Hoglan: Yeah. They made some choices, and I wasn't a part of their choices, so it was like, "OK. You've got the human drum machine playing for you, but you're going to [record an album] with a drum machine? OK. Bye." Like I was saying earlier, it's, like, I go where it's fun, and if it's fun, and I'm valued, and I feel like part of the team, great. And apparently I was so not even part of the team that I wasn't even told that "Oh, yeah, we recorded the record with the drum machine." I was waiting for a schedule; like, seriously, I waited. Waiting for, like, "Hey, when do you guys want to go to the studio?" Like, "Hey, I'm booked, I'm trying to get in touch with you guys to block time out." Everybody's asking me to come play on this project — "Come do this over here. When are you guys going to go in the studio?" — and they are, like, "Oh, we will let you know." Then I read on Blabbermouth the album is done, I'm, like, "OK, well, so am I. So you made your choice. Bye." How did you get involved in FEAR FACTORY in the first place ?

Hoglan: It was because of Byron from STRAPPING [YOUNG LAD]… …who is playing with 3 INCHES OF BLOOD nowadays.

Hoglan: Yeah. He asked me to be a part of it. Because I always said, the band knows this, I said, "I would never play for FEAR FACTORY. That's one band that I will never play for — ever, ever, ever." Byron asked — he's my brother — he's, like, "If you don't do this, we can't be a band." Will you do this? And I was, like, "For you, yes." And so I did it. Byron quit and so I was, like, "I don't want to be a part of this anymore." I didn't want to be a part of [it] in the first place. [We] made a killer record; you know, "Mechanize" is a good album. It's good for them. All I know is… I mean, I read stuff, and I see what people say about the latest record ["The Industrialist"]. They're, like, [saying] what a disappointment [and a] sinking ship this is... OK, you guys made it really obvious, You two guys [FEAR FACTORY guitarist Dino Cazares and singer Burton C. Bell] wanted all the money. It seems that FEAR FACTORY is not a real band anymore, but just a project of Dino and Burton.
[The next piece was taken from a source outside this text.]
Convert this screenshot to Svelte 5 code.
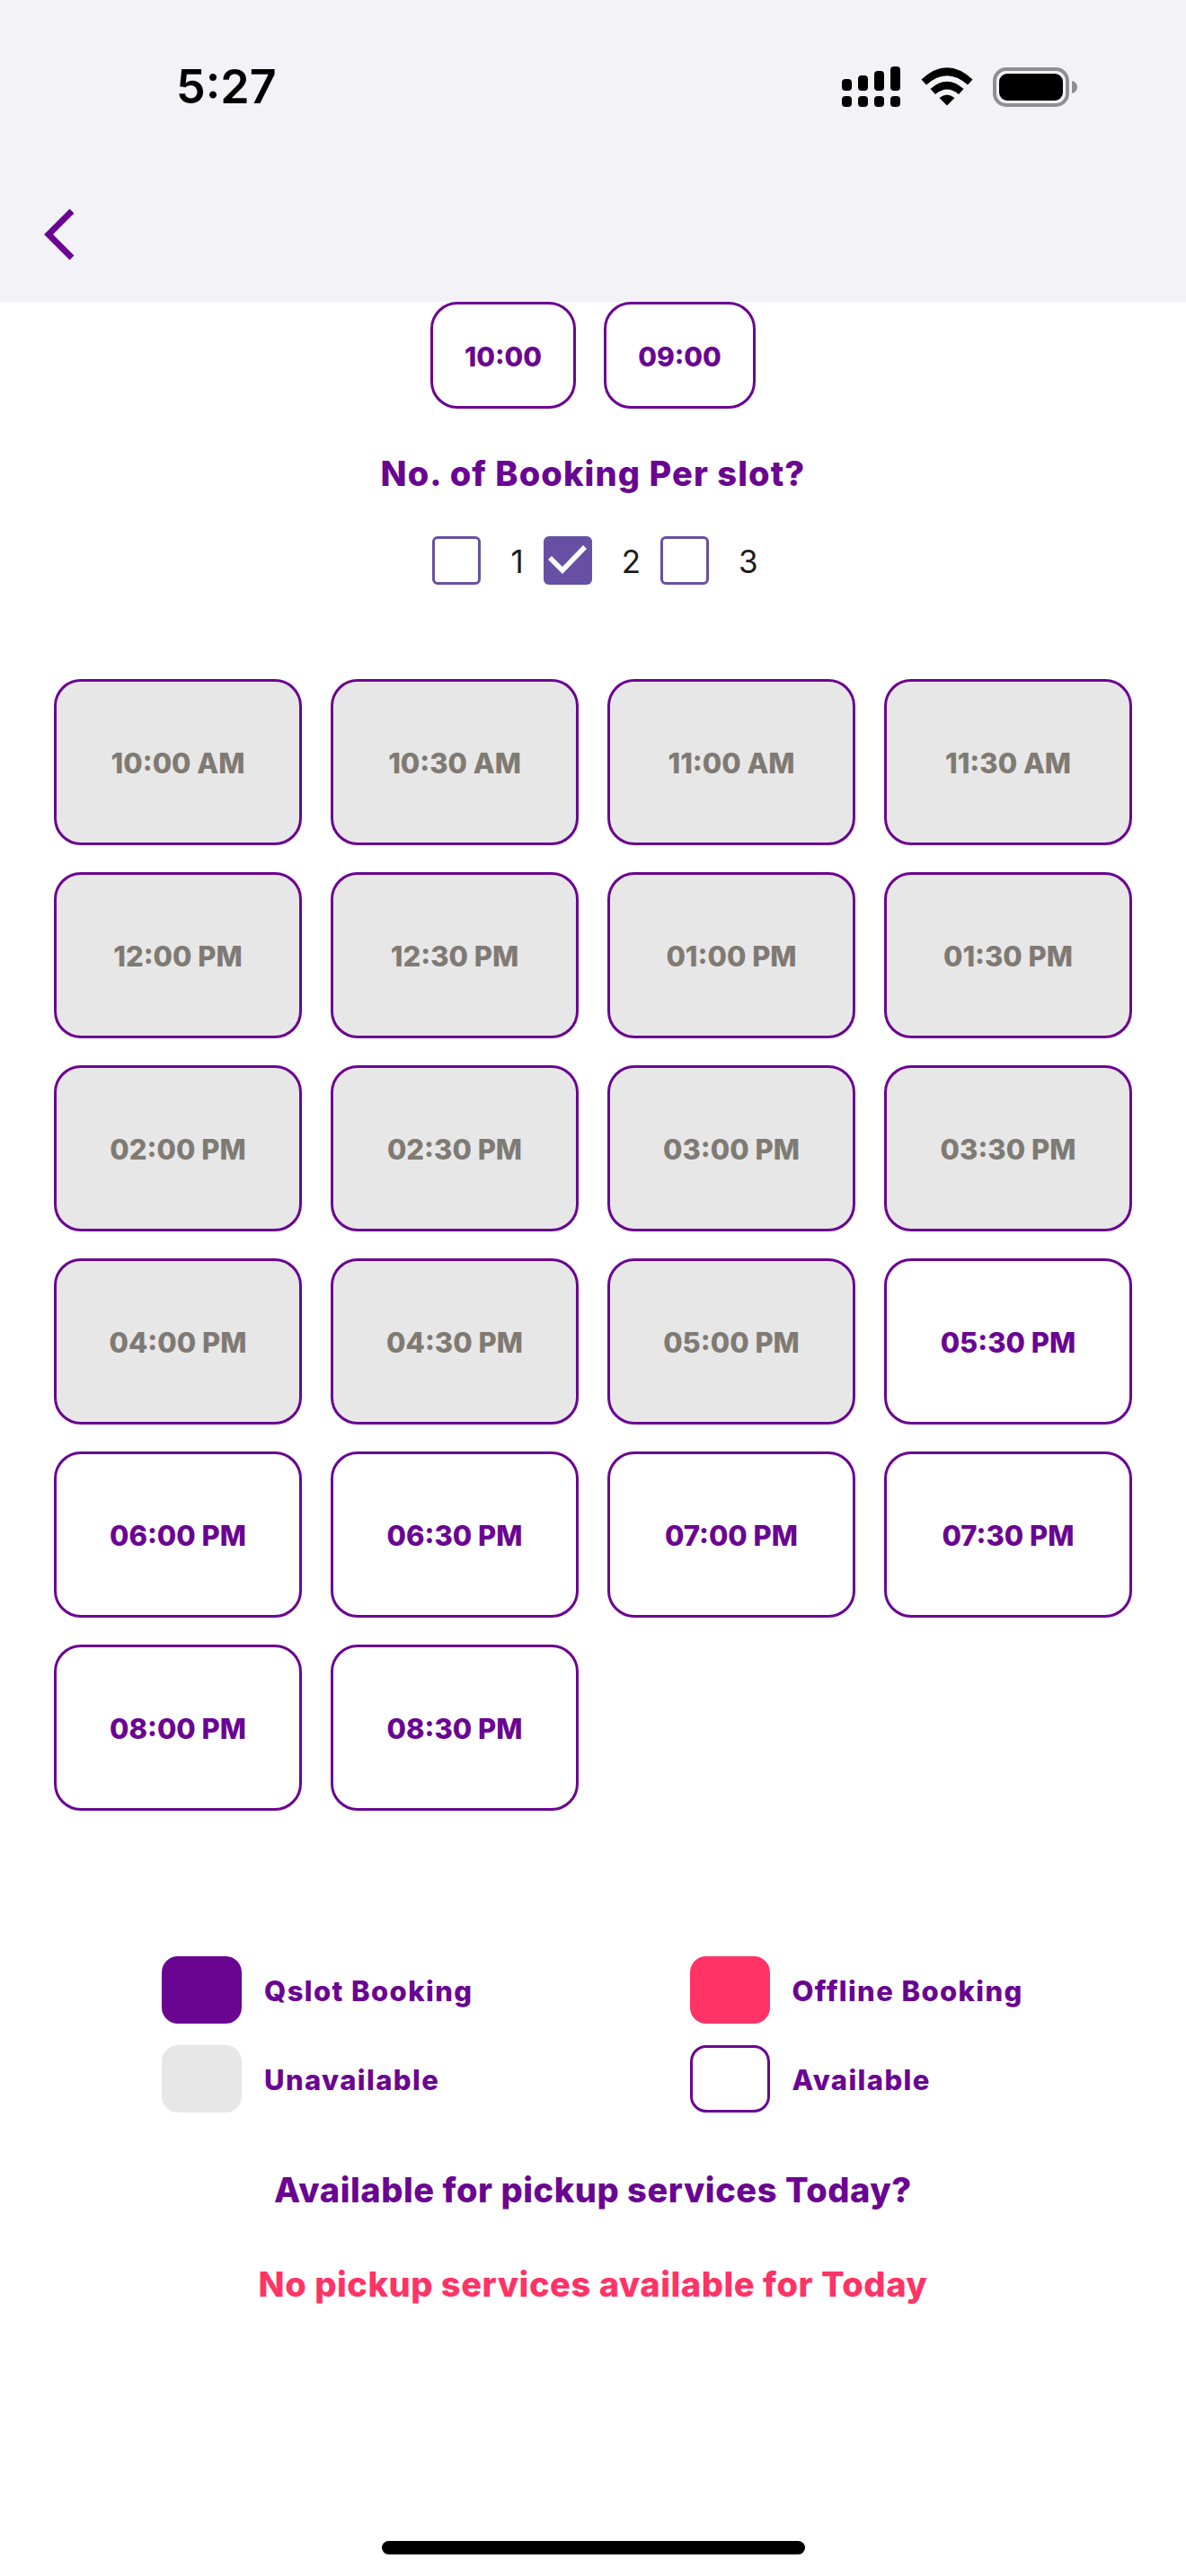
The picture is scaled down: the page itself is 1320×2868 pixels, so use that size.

Hoglan: Those guys are my friends still — they're still my buddies — but [their] business decisions were… I understand it's, like, there is not a lot of money there, and I don't come cheap, and I went cheap for them, but they knew that the next album, since I did that first one ["Mechanize"] super cheap and all the touring super cheap, that it wasn't going to be cheap anymore. They made the proper business decision for themselves, so they wouldn't be super broke, but I don't know… I think they've made it very apparent that… No offense intended, but it kind of looks like a sinking ship. I dig the guys that are playing for them — they're nice guys — but, you know, [they should] bury [their] differences with [former FEAR FACTORY guitarist/bassist] Christian [Olde Wolbers] and [drummer] Raymond [Herrera]. [They should] get those two guys back and [they'll] be on top of the game again. You know, that's all you've got to do. I'm sure that will never happen, because they've gone to court against each other and all that sort of stuff, but if you really want to have a future, that's the only way.